How to introduce young children to the process of writing

By Anitra

This post may contain affiliate links.  Please see the disclosure policy for more information.

For young children, learning to write can be a drudging process.  There are many things that go into teaching young children to write.  Can you just give them a pencil and let them figure it out and explore writing on their own?  Sure you can.  But unfortunately, most children will wither stray away from writing letters or get tired of writing the same letters over and over.  By all means, it is a good idea to give children writing tools and let them creatively “write” things on their own.  At some point, there will need to be some sort of formal introduction of the writing process for children, so that they are able to form the letters correctly and legibly.
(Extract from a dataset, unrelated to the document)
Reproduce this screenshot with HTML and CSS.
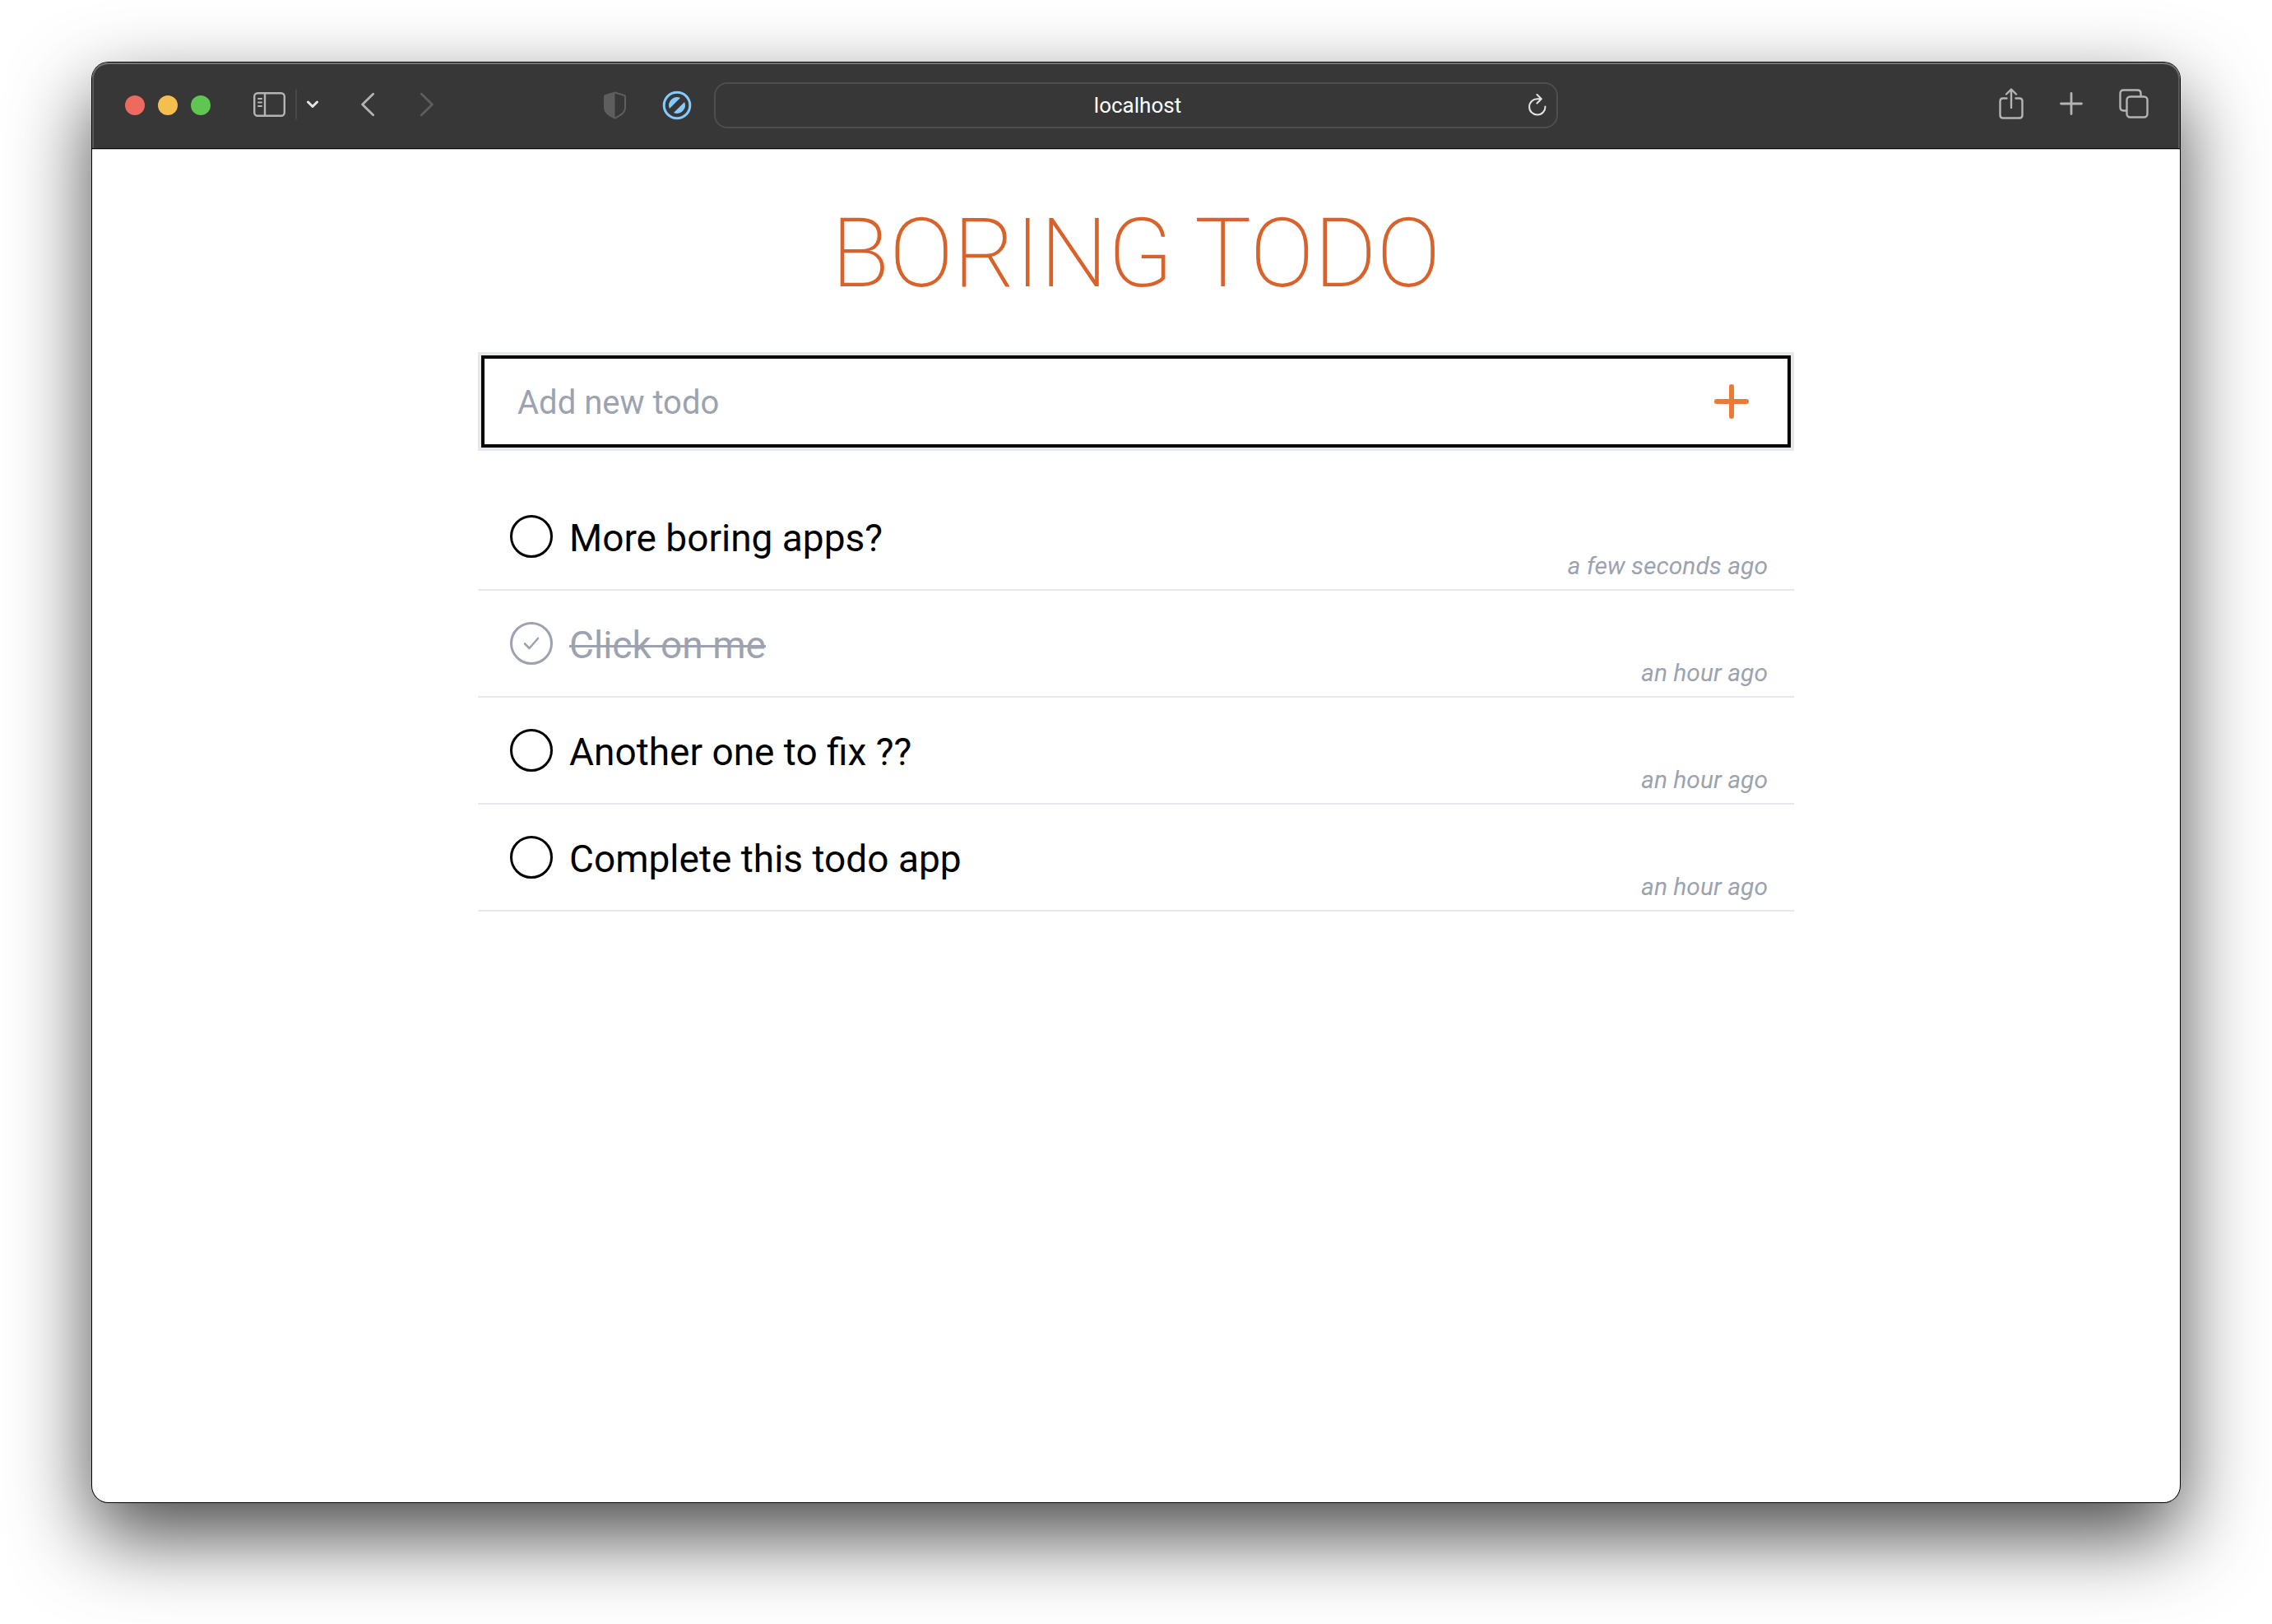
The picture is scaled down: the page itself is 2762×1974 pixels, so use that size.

There are many activities that young children can engage in as a way of introducing them to the process of writing.  The activities listed below are not an all inclusive list of activities; it is just an idea of what a teacher or mom can do to help introduce children to the world of writing.

Before introducing letter writing and formation, you can provide opportunities for children to trace shapes or objects.  These shape tracing boards have been laminated and the children use a washable marker to trace the shapes.  Once complete, they use a wet sponge and wipe the boards clean. 

Start by having them use fat markers, fat pencils, and fat crayons.  For their small hands, it will make it easier in the beginning for them to grasp and hold the writing tool.  Also, providing young children the opportunity to create and write creatively is important.  Provide various writing tools and blank paper, so that they can practice making shapes; and eventually letters on their own.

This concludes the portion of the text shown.